Я извлекаю из обломков свой рюкзак и ботинок. Мысок глубоко разодран. Я тычу в него палкой, и она проходит до подошвы. Некоторые дыры проходят и сквозь подошву: ботинок пришел в негодность. Перед рюкзака тоже разодран, а очки мне приходится искать несколько минут. Оправа изогнулась, обе дужки отлетели. Только одна линза уцелела, а вторая раскололась: зуб ударил в нее, словно пуля.
Меня охватывает страх, совершенно не похожий на тот, что я пережила во время нападения. Не менее сильный, но противоположный. Медленный страх. Я не слепая, как крот, но зрение у меня весьма неважное. С четвертого класса я ни дня не провела без корригирующих линз.
– Я не вижу, – говорю я, поворачиваясь на месте. Поднимаю голову, демонстрирую мои испорченные очки и впервые с начала одиночного испытания обращаюсь прямо к камерам. – Я не вижу.
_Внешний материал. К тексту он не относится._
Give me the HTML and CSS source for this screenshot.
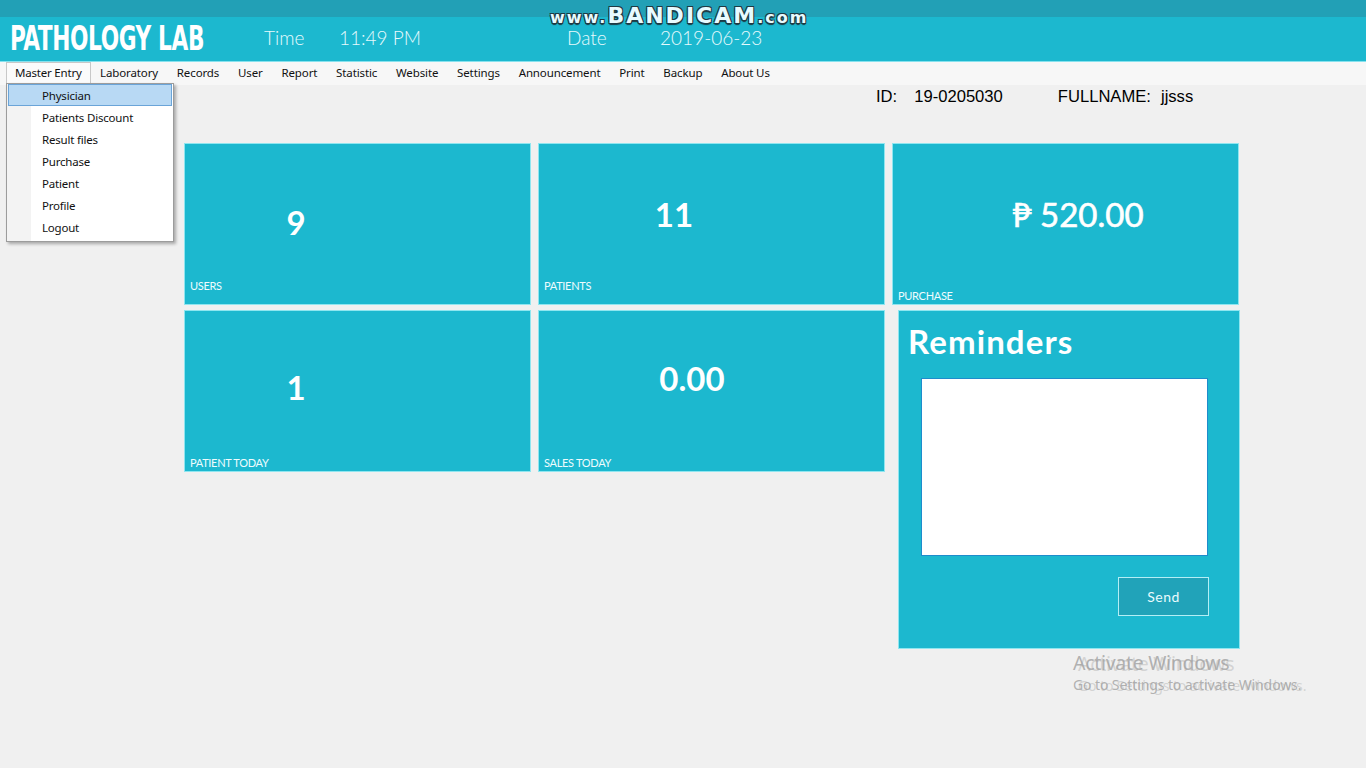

Помощь уже должна была прибыть. Медики должны были меня усадить и вручить уродливые запасные очки, которые я передала режиссеру в первый день. Я смотрю на ярко-красную царапину, которая идет по тыльной стороне моей правой руки, с бисеринками засыхающей крови.
– Мне нужна вакцина, – говорю я деревьям.
Сердце у меня колотится. В первый день и на третий после контакта.
Нам велели заранее сделать прививки от бешенства. Это было частью массы требований: полное врачебное обследование, противостолбнячная ревакцинация, справки о множестве других прививок, которые мне уже делали в школе и на работе. Бешенство было единственной прививкой, которую мне пришлось сделать по их требованию.
– У меня нет иммунитета, – кричу я.
У меня срывается голос. Прививка против бешенства необычна тем, что она создает кратковременный иммунитет и требует повторной вакцинации после контакта с вирусом. Я поднимаю руку и делаю полный поворот на месте.
– У меня царапина, видите? Я контактировала с его слюной. Мне нужны уколы.
Ответа нет. Я смотрю на размытые листья, щурюсь, ищу камеру, установленную на какой-то ветке, беспилотник, парящий в небе. Она должна тут быть, должна. Я вспоминаю камень, чучело медведя и тот первый реквизит, разбившийся у подножия скалы. Я вспоминаю куклу: ее механический плач, разрывающий душный воздух домика. Мой страх начинает трансформироваться, усиливаться. Продолжая ждать, я знаю: никто не появится.
Потому что они это запланировали.
Не знаю, как именно, но они это запланировали – и теперь очки у меня разбиты, и я не вижу.
Мне кажется, что ярость прорвет мне кожу, обдерет меня живьем изнутри.
Блин! Я не вижу!
6
– В нашем первом командном испытании вы будете вместе искать съедобные растения, – говорит ведущий. Он стоит гордо и прямо, вещая своим сценическим голосом. Он хорошо выспался. Про участников такого сказать нельзя – за исключением Следопыта, который после сна на природе бодрее, чем когда ночует дома. – Выигрывает та команда, которая соберет больше сортов съедобных растений за полчаса. Однако это не означает, что вы все можете собирать цветочки как вам заблагорассудится. – Ведущий грозит пальцем. Азиаточка картинно закатывает глаза, рассмешив Зверинца. Ее смех вырежут: это серьезный момент. – За каждое неправильно определенное растение с вашей команды спишут одно очко. – Он вручает каждому из капитанов команд яркую брошюрку в три сложения. – Вы играете ради очень важной вещи – обеда.
Следопыт проснулся до рассвета и проверил ловушки. Кролик стал завтраком для его команды. Биологичка поделилась своими белковыми батончиками, хоть уже и не была обязана этого делать. Восемь участников, не входящих в их команду, предсказуемо проголодались. Про кролика ведущий не знает.